*To be done:* Reproduce word for word the lines from the beginning of the entries to the line with "import React from", both included, but none of the pictures.

____

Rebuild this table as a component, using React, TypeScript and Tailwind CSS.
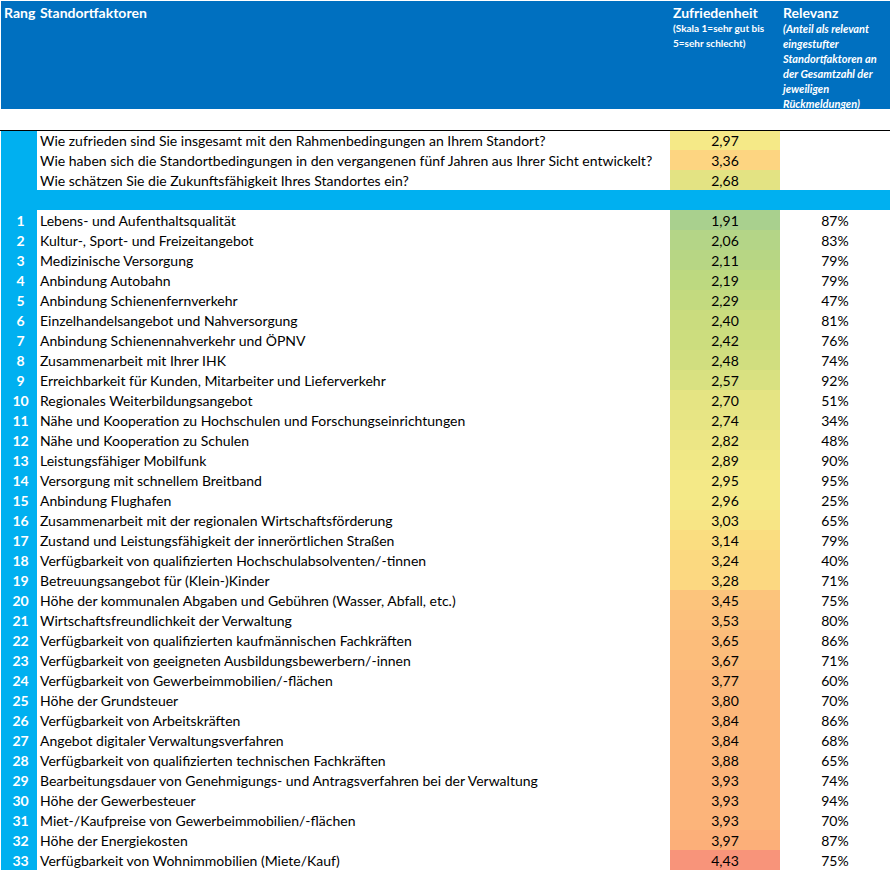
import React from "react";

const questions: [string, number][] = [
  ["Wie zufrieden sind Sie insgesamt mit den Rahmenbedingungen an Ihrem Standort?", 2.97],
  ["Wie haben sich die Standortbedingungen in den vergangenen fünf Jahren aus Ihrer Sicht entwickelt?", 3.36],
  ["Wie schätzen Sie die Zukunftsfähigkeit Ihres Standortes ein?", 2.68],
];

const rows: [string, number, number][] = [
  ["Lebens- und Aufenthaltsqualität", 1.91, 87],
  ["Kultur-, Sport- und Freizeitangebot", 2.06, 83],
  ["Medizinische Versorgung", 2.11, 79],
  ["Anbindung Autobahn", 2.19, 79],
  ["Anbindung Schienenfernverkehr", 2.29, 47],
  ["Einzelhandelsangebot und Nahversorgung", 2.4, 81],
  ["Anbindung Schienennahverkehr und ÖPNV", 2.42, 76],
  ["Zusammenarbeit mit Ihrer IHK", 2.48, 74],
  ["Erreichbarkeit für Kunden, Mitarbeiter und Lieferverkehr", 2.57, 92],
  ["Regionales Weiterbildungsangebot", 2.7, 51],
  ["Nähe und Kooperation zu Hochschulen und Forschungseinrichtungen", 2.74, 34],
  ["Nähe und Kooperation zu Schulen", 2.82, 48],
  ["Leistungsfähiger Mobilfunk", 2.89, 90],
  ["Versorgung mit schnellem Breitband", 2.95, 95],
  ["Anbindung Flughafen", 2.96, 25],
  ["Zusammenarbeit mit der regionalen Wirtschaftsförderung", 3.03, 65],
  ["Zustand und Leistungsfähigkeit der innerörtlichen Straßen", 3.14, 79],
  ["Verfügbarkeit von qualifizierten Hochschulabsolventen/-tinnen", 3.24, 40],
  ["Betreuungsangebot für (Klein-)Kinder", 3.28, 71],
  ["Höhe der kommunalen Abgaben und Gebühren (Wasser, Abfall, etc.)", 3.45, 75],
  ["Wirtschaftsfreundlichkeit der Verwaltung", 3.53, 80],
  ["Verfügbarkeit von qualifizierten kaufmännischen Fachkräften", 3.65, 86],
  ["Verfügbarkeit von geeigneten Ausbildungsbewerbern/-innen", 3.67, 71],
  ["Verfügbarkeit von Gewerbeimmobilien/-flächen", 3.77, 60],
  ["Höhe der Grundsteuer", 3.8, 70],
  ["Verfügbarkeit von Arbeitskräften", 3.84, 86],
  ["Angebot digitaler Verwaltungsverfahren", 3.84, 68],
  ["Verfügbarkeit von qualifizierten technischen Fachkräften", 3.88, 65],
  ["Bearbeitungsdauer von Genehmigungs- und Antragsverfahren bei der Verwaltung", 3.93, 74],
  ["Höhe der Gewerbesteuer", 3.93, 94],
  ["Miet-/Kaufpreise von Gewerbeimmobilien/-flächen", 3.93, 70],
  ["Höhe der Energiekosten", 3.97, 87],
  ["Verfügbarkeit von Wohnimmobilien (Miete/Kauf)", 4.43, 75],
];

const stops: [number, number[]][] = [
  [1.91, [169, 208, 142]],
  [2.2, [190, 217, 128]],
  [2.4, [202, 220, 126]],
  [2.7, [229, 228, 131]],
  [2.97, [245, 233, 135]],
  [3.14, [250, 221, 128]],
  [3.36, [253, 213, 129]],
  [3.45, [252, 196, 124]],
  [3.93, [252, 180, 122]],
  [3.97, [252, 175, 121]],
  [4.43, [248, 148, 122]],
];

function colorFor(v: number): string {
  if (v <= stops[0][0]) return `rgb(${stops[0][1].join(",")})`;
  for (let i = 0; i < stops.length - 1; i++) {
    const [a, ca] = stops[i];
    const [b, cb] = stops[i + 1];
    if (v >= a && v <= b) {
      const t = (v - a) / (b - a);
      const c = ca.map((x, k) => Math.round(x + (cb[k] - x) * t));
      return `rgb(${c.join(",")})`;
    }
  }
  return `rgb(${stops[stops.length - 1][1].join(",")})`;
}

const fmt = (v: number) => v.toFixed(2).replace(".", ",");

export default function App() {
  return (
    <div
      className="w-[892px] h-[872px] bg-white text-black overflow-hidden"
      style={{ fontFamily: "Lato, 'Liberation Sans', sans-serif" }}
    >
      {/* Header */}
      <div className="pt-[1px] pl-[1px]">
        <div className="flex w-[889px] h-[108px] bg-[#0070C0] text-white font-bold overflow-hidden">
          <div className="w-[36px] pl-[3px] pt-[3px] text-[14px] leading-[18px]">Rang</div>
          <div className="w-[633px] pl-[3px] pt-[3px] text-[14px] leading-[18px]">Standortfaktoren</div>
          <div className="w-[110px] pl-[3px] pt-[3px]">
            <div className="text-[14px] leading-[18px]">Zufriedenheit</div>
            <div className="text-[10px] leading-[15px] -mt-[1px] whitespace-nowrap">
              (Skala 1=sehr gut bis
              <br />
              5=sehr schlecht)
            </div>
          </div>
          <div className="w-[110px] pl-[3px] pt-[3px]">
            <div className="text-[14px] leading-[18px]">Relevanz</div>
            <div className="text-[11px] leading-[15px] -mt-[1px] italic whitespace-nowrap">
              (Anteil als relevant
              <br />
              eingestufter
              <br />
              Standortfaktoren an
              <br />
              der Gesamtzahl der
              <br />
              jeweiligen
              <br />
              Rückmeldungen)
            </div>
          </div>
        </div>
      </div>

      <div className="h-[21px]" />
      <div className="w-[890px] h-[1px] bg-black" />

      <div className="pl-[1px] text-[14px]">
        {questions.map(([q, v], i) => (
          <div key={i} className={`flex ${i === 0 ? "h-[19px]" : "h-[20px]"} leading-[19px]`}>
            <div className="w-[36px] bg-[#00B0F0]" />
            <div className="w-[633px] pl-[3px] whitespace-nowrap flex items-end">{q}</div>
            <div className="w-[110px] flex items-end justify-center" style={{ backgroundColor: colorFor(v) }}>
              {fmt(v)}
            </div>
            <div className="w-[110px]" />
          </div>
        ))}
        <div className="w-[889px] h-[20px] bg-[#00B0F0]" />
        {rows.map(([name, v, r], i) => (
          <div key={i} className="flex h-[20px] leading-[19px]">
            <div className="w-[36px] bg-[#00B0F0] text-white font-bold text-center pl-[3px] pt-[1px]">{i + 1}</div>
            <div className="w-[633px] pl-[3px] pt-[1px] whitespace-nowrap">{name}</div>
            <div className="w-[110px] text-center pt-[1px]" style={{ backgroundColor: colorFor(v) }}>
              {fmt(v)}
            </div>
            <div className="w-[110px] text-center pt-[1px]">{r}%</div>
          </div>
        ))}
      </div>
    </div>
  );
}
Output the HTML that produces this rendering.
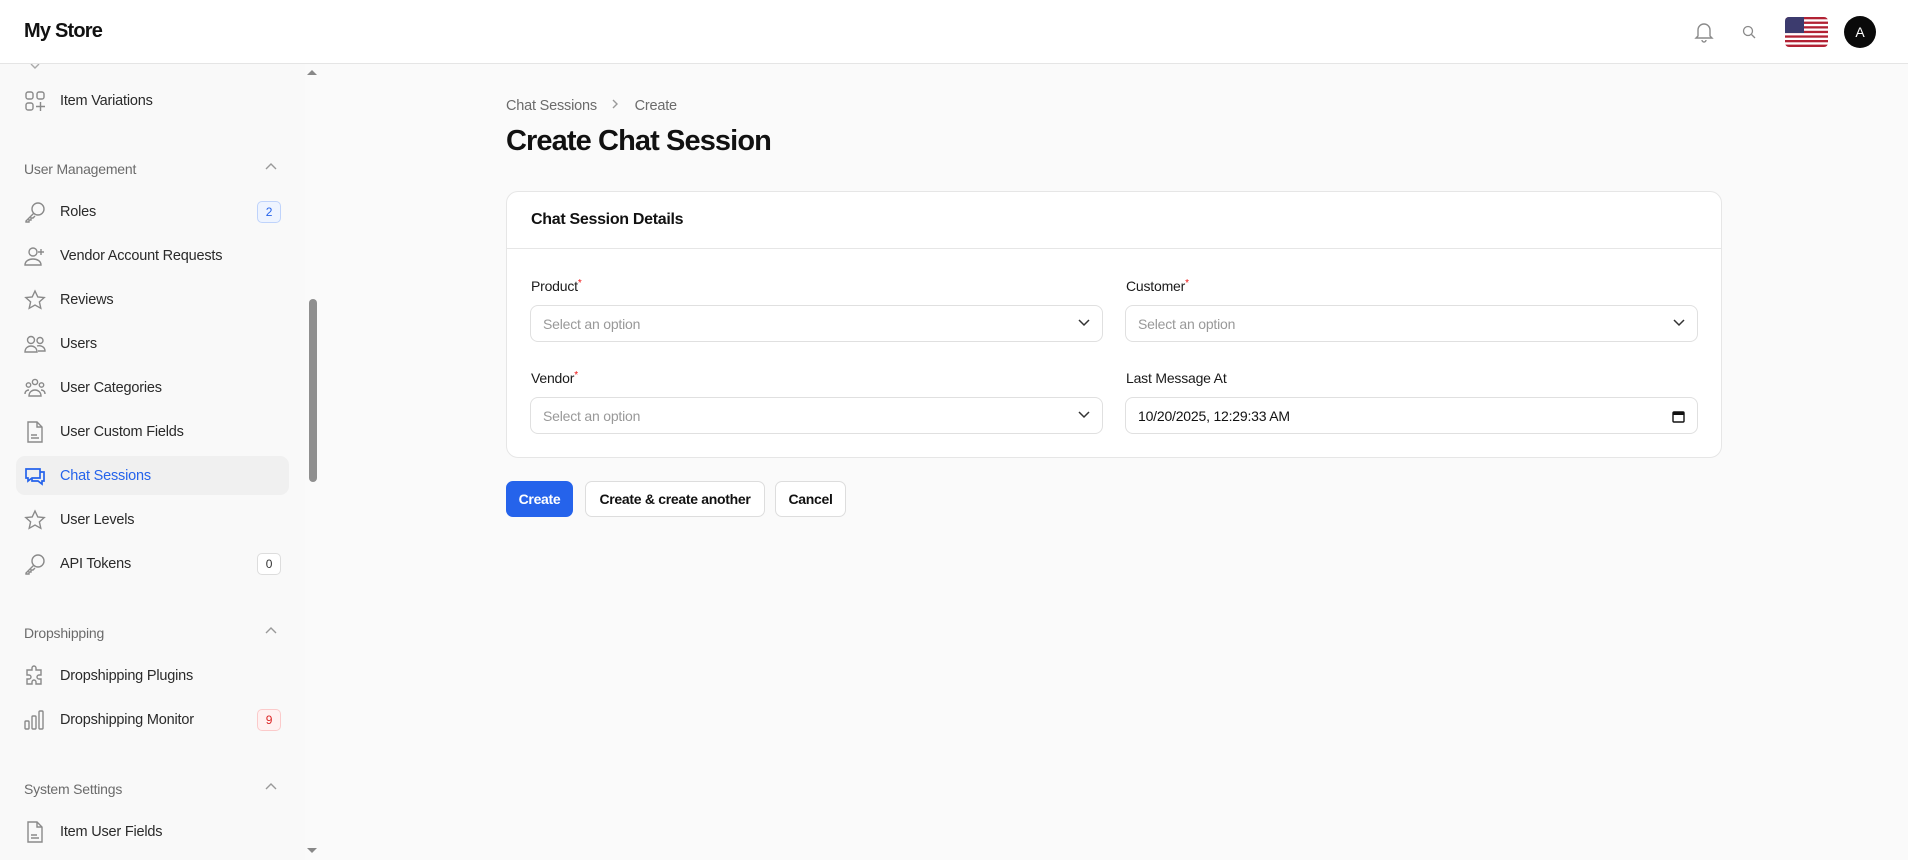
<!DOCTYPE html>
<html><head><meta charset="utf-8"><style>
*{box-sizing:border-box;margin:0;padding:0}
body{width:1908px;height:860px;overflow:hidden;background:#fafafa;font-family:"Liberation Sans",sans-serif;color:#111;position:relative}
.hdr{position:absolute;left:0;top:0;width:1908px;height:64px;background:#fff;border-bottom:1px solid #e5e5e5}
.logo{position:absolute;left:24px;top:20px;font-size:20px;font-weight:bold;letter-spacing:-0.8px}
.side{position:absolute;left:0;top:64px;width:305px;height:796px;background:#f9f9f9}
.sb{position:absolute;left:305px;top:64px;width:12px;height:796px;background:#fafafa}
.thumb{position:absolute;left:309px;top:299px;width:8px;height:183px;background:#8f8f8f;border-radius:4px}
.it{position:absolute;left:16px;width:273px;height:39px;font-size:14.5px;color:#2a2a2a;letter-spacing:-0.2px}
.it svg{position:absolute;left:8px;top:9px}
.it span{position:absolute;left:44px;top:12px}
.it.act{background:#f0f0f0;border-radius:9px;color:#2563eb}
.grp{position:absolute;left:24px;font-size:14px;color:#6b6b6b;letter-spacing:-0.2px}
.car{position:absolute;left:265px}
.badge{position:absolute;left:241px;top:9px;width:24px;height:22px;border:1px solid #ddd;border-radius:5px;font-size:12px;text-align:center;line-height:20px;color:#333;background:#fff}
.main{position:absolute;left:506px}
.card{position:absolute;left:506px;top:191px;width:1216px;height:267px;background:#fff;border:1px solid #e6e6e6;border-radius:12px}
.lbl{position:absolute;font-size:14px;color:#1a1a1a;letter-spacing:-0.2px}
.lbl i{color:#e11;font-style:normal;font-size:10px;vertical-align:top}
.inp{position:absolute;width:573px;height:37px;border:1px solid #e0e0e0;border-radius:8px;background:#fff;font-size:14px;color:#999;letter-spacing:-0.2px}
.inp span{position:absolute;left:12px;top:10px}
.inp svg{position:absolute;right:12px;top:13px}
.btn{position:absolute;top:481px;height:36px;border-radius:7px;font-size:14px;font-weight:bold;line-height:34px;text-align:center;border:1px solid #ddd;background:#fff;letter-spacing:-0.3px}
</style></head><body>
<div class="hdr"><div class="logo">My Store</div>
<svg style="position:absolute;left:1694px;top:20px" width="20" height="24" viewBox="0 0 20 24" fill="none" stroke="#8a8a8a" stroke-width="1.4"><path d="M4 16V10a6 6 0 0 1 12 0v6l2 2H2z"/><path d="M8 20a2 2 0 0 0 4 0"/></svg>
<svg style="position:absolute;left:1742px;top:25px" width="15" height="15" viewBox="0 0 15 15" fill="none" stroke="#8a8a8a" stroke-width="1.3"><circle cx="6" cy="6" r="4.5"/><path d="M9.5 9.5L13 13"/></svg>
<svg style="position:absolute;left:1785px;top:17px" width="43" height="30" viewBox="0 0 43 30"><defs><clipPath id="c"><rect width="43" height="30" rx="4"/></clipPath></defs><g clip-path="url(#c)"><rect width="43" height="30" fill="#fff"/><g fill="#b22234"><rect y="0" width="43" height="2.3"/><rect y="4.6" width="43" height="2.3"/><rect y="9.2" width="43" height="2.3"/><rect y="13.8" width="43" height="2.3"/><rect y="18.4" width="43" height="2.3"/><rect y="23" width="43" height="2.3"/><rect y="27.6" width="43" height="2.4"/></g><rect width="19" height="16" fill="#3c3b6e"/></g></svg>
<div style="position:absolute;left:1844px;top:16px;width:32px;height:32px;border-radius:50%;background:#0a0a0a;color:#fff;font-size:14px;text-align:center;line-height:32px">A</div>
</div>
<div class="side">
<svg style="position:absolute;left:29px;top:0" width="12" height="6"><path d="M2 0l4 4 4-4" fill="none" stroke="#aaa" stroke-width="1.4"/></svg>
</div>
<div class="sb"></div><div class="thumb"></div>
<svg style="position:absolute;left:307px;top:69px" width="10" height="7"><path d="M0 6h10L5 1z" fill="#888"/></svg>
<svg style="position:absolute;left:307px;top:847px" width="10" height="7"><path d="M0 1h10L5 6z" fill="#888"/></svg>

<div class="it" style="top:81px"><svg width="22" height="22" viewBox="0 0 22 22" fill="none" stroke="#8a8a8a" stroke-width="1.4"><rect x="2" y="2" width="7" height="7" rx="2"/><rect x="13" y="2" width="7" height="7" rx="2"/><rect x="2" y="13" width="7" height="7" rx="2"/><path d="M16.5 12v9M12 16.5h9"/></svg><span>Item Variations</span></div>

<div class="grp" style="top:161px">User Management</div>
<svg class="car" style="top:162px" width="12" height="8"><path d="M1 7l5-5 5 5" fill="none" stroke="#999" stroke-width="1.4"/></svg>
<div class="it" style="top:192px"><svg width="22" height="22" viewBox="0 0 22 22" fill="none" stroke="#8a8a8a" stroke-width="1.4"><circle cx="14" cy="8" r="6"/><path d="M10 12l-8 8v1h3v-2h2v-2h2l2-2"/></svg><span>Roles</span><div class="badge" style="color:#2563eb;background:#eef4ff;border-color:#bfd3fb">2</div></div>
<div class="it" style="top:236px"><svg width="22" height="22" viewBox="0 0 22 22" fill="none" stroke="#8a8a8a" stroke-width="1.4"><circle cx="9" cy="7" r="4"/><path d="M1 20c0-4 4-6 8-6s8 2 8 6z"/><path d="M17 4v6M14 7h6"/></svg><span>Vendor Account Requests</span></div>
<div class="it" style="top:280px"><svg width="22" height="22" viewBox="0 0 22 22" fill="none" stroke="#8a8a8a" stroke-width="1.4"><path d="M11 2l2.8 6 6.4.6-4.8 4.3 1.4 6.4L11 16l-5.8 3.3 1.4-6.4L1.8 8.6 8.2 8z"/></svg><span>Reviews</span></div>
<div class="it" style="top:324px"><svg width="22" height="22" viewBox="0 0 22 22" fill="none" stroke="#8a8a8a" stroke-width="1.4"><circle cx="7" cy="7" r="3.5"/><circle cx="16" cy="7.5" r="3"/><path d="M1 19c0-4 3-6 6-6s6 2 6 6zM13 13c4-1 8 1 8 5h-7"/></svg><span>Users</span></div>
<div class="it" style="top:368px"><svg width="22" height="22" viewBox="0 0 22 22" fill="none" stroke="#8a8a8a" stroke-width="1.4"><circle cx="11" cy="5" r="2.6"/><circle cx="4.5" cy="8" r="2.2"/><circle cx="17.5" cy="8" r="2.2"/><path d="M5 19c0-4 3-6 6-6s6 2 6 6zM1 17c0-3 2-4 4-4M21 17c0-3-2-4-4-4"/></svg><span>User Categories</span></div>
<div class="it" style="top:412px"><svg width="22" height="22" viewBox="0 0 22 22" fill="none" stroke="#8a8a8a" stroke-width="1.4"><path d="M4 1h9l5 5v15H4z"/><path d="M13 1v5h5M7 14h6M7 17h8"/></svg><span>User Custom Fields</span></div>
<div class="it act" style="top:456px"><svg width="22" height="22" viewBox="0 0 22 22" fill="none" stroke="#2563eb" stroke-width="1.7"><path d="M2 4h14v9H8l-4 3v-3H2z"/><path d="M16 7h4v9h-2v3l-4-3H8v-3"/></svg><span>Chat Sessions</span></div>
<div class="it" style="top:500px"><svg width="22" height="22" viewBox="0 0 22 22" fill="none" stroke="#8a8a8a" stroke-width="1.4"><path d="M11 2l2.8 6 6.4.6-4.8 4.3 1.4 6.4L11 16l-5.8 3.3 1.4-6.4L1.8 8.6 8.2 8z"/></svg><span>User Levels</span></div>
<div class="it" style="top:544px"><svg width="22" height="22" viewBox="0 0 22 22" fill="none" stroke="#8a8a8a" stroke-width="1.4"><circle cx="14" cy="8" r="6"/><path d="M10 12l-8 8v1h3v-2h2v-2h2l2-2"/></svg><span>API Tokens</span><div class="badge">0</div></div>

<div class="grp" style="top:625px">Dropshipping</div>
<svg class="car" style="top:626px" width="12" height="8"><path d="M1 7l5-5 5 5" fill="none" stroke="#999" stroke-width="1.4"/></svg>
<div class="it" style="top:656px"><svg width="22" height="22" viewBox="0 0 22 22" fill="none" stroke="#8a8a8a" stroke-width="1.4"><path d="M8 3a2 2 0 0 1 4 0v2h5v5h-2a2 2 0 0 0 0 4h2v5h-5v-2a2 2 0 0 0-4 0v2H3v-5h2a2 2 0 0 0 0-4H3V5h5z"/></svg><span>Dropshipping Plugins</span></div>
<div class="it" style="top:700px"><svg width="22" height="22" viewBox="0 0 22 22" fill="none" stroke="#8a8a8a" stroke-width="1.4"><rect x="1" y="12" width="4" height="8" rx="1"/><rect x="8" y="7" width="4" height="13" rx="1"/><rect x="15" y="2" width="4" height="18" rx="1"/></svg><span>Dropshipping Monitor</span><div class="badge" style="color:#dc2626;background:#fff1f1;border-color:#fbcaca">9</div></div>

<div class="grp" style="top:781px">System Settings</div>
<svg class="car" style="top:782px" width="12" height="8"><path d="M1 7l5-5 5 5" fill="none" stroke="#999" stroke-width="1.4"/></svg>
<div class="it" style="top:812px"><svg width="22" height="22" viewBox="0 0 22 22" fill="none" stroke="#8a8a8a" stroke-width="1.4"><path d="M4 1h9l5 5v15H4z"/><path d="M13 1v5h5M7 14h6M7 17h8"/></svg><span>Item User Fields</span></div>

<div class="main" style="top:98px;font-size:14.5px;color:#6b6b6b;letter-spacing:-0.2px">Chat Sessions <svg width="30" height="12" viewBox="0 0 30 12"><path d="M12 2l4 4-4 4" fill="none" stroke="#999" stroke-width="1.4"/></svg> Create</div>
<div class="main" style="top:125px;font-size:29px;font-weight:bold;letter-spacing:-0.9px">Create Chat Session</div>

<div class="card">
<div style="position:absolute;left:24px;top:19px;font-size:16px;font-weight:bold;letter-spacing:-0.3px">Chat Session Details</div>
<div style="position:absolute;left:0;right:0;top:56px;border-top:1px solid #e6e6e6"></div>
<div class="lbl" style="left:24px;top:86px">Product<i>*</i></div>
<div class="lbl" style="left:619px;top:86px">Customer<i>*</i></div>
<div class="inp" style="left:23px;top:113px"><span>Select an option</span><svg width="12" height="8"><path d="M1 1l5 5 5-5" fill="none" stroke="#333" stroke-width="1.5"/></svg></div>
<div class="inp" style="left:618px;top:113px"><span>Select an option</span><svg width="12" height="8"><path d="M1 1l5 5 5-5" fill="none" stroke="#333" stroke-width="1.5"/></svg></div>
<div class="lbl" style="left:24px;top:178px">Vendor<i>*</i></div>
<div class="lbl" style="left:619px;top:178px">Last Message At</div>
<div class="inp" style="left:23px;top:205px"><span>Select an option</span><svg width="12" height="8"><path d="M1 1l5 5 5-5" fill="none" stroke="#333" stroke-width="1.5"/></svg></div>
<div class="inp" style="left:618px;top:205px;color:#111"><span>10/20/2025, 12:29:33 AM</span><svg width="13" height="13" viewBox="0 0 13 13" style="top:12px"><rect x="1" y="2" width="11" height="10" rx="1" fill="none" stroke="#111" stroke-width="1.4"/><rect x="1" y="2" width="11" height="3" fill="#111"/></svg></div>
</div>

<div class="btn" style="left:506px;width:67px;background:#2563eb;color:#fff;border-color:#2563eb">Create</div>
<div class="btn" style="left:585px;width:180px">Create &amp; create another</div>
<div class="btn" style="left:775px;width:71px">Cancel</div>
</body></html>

____

*Written answer:*
Rebuild this table as a component, using React, TypeScript and Tailwind CSS.
import React from "react";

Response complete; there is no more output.